Begin Material provided
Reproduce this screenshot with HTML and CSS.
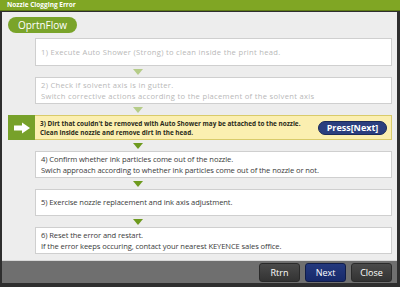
FILE: index.html
```html
<!DOCTYPE html>
<html lang="en">
<head>
<meta charset="UTF-8">
<title>Nozzle Clogging Error</title>
<link rel="stylesheet" href="styles.css">
</head>
<body>
<div class="window">
  <div class="titlebar">Nozzle Clogging Error</div>

  <div class="content">
    <div class="flow-label">OprtnFlow</div>

    <div class="steps">
      <div class="step done">
        <p>1) Execute Auto Shower (Strong) to clean inside the print head.</p>
      </div>
      <div class="tri done"></div>
      <div class="step done">
        <p>2) Check if solvent axis is in gutter.</p>
        <p>Switch corrective actions according to the placement of the solvent axis</p>
      </div>
      <div class="tri done"></div>

      <div class="current">
        <div class="cur-icon">
          <svg width="18" height="12" viewBox="0 0 18 12">
            <path d="M1 3.5 H9 V0.5 L17 6 L9 11.5 V8.5 H1 Z" fill="#fff"/>
          </svg>
        </div>
        <div class="cur-text">
          <p>3) Dirt that couldn't be removed with Auto Shower may be attached to the nozzle.</p>
          <p>Clean inside nozzle and remove dirt in the head.</p>
        </div>
        <div class="press">Press[Next]</div>
      </div>

      <div class="tri"></div>
      <div class="step">
        <p>4) Confirm whether ink particles come out of the nozzle.</p>
        <p>Swich approach according to whether ink particles come out of the nozzle or not.</p>
      </div>
      <div class="tri"></div>
      <div class="step">
        <p>5) Exercise nozzle replacement and ink axis adjustment.</p>
      </div>
      <div class="tri"></div>
      <div class="step">
        <p>6) Reset the error and restart.</p>
        <p>If the error keeps occuring, contact your nearest KEYENCE sales office.</p>
      </div>
    </div>
  </div>

  <div class="footer">
    <button class="btn">Rtrn</button>
    <button class="btn btn-next">Next</button>
    <button class="btn">Close</button>
  </div>
</div>
</body>
</html>
```

FILE: styles.css
```css
body {
  margin: 0;
  font-family: "Open Sans", "DejaVu Sans", sans-serif;
  background: #2e2e2e;
}

.window {
  width: 400px;
  height: 287px;
  display: flex;
  flex-direction: column;
  background: #2e2e2e;
  box-sizing: border-box;
  padding: 0 3px 4px 2px;
}

.titlebar {
  height: 10px;
  margin: 0 -3px 1px -2px;
  padding-left: 7px;
  background: #80a624;
  border-bottom: 1px solid #5d7a16;
  color: #fff;
  font-size: 6.5px;
  font-weight: bold;
  line-height: 10px;
}

.content {
  background: #ededed;
  padding: 5px 5px 6px 6px;
  border-bottom: 1px solid #d8d8d8;
}

.flow-label {
  width: 69px;
  height: 16px;
  border-radius: 8px;
  background: #7aa42a;
  color: #fff;
  font-size: 10px;
  line-height: 16px;
  text-align: center;
}

.steps {
  margin-top: 5px;
  display: flex;
  flex-direction: column;
}

.step {
  margin-left: 27px;
  height: 27px;
  box-sizing: border-box;
  background: #fff;
  border: 1px solid #cfcfcf;
  padding: 0 5px;
  display: flex;
  flex-direction: column;
  justify-content: center;
  color: #3a3a3a;
  font-size: 7.6px;
  letter-spacing: -0.1px;
}

.step p {
  margin: 0;
  line-height: 11px;
  white-space: nowrap;
}

.step.done {
  color: #b8b8b8;
  letter-spacing: 0.3px;
}

.step:first-child {
  height: 28px;
}

.tri {
  height: 11px;
  margin-left: 125px;
  display: flex;
  align-items: center;
}

.tri::before {
  content: "";
  border-left: 5px solid transparent;
  border-right: 5px solid transparent;
  border-top: 6px solid #6e9a1e;
}

.tri.done::before {
  border-top-color: #b5cc88;
}

.current {
  height: 25px;
  display: flex;
  align-items: stretch;
  background: #fbefb0;
  border: 1px solid #d9cb6a;
  box-sizing: border-box;
}

.cur-icon {
  width: 27px;
  background: #77a12a;
  display: flex;
  align-items: center;
  justify-content: center;
  margin: -1px 0 -1px -1px;
}

.cur-text {
  flex: 1;
  padding-left: 5px;
  display: flex;
  flex-direction: column;
  justify-content: center;
  font-size: 6.4px;
  font-weight: bold;
  color: #2a2a1a;
}

.cur-text p {
  margin: 0;
  line-height: 9px;
  white-space: nowrap;
}

.press {
  align-self: center;
  width: 69px;
  height: 14px;
  margin-right: 4px;
  border-radius: 7px;
  background: #2b3f7e;
  border: 1px solid #1b2a5a;
  box-sizing: border-box;
  color: #fff;
  font-size: 9px;
  font-weight: bold;
  line-height: 12px;
  text-align: center;
}

.footer {
  flex: 1;
  background: #6f6f6f;
  display: flex;
  justify-content: flex-end;
  align-items: center;
  gap: 5px;
  padding-right: 5px;
}

.btn {
  width: 41px;
  height: 19px;
  padding: 0;
  border: 1px solid #2a2a2a;
  border-radius: 3px;
  background: linear-gradient(#4a4a4a, #333);
  color: #fff;
  font-family: "Open Sans", "DejaVu Sans", sans-serif;
  font-size: 9px;
}

.btn-next {
  background: linear-gradient(#24397e, #17296a);
  border-color: #101c48;
}
```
End Material provided
Quote everything in the listing above exactly; pictures are the only thing to omit.

--- Result of the task ---
Reproduce this screenshot with HTML and CSS.
FILE: index.html
```html
<!DOCTYPE html>
<html lang="en">
<head>
<meta charset="UTF-8">
<title>Nozzle Clogging Error</title>
<link rel="stylesheet" href="styles.css">
</head>
<body>
<div class="window">
  <div class="titlebar">Nozzle Clogging Error</div>

  <div class="content">
    <div class="flow-label">OprtnFlow</div>

    <div class="steps">
      <div class="step done">
        <p>1) Execute Auto Shower (Strong) to clean inside the print head.</p>
      </div>
      <div class="tri done"></div>
      <div class="step done">
        <p>2) Check if solvent axis is in gutter.</p>
        <p>Switch corrective actions according to the placement of the solvent axis</p>
      </div>
      <div class="tri done"></div>

      <div class="current">
        <div class="cur-icon">
          <svg width="18" height="12" viewBox="0 0 18 12">
            <path d="M1 3.5 H9 V0.5 L17 6 L9 11.5 V8.5 H1 Z" fill="#fff"/>
          </svg>
        </div>
        <div class="cur-text">
          <p>3) Dirt that couldn't be removed with Auto Shower may be attached to the nozzle.</p>
          <p>Clean inside nozzle and remove dirt in the head.</p>
        </div>
        <div class="press">Press[Next]</div>
      </div>

      <div class="tri"></div>
      <div class="step">
        <p>4) Confirm whether ink particles come out of the nozzle.</p>
        <p>Swich approach according to whether ink particles come out of the nozzle or not.</p>
      </div>
      <div class="tri"></div>
      <div class="step">
        <p>5) Exercise nozzle replacement and ink axis adjustment.</p>
      </div>
      <div class="tri"></div>
      <div class="step">
        <p>6) Reset the error and restart.</p>
        <p>If the error keeps occuring, contact your nearest KEYENCE sales office.</p>
      </div>
    </div>
  </div>

  <div class="footer">
    <button class="btn">Rtrn</button>
    <button class="btn btn-next">Next</button>
    <button class="btn">Close</button>
  </div>
</div>
</body>
</html>
```

FILE: styles.css
```css
body {
  margin: 0;
  font-family: "Open Sans", "DejaVu Sans", sans-serif;
  background: #2e2e2e;
}

.window {
  width: 400px;
  height: 287px;
  display: flex;
  flex-direction: column;
  background: #2e2e2e;
  box-sizing: border-box;
  padding: 0 3px 4px 2px;
}

.titlebar {
  height: 10px;
  margin: 0 -3px 1px -2px;
  padding-left: 7px;
  background: #80a624;
  border-bottom: 1px solid #5d7a16;
  color: #fff;
  font-size: 6.5px;
  font-weight: bold;
  line-height: 10px;
}

.content {
  background: #ededed;
  padding: 5px 5px 6px 6px;
  border-bottom: 1px solid #d8d8d8;
}

.flow-label {
  width: 69px;
  height: 16px;
  border-radius: 8px;
  background: #7aa42a;
  color: #fff;
  font-size: 10px;
  line-height: 16px;
  text-align: center;
}

.steps {
  margin-top: 5px;
  display: flex;
  flex-direction: column;
}

.step {
  margin-left: 27px;
  height: 27px;
  box-sizing: border-box;
  background: #fff;
  border: 1px solid #cfcfcf;
  padding: 0 5px;
  display: flex;
  flex-direction: column;
  justify-content: center;
  color: #3a3a3a;
  font-size: 7.6px;
  letter-spacing: -0.1px;
}

.step p {
  margin: 0;
  line-height: 11px;
  white-space: nowrap;
}

.step.done {
  color: #b8b8b8;
  letter-spacing: 0.3px;
}

.step:first-child {
  height: 28px;
}

.tri {
  height: 11px;
  margin-left: 125px;
  display: flex;
  align-items: center;
}

.tri::before {
  content: "";
  border-left: 5px solid transparent;
  border-right: 5px solid transparent;
  border-top: 6px solid #6e9a1e;
}

.tri.done::before {
  border-top-color: #b5cc88;
}

.current {
  height: 25px;
  display: flex;
  align-items: stretch;
  background: #fbefb0;
  border: 1px solid #d9cb6a;
  box-sizing: border-box;
}

.cur-icon {
  width: 27px;
  background: #77a12a;
  display: flex;
  align-items: center;
  justify-content: center;
  margin: -1px 0 -1px -1px;
}

.cur-text {
  flex: 1;
  padding-left: 5px;
  display: flex;
  flex-direction: column;
  justify-content: center;
  font-size: 6.4px;
  font-weight: bold;
  color: #2a2a1a;
}

.cur-text p {
  margin: 0;
  line-height: 9px;
  white-space: nowrap;
}

.press {
  align-self: center;
  width: 69px;
  height: 14px;
  margin-right: 4px;
  border-radius: 7px;
  background: #2b3f7e;
  border: 1px solid #1b2a5a;
  box-sizing: border-box;
  color: #fff;
  font-size: 9px;
  font-weight: bold;
  line-height: 12px;
  text-align: center;
}

.footer {
  flex: 1;
  background: #6f6f6f;
  display: flex;
  justify-content: flex-end;
  align-items: center;
  gap: 5px;
  padding-right: 5px;
}

.btn {
  width: 41px;
  height: 19px;
  padding: 0;
  border: 1px solid #2a2a2a;
  border-radius: 3px;
  background: linear-gradient(#4a4a4a, #333);
  color: #fff;
  font-family: "Open Sans", "DejaVu Sans", sans-serif;
  font-size: 9px;
}

.btn-next {
  background: linear-gradient(#24397e, #17296a);
  border-color: #101c48;
}
```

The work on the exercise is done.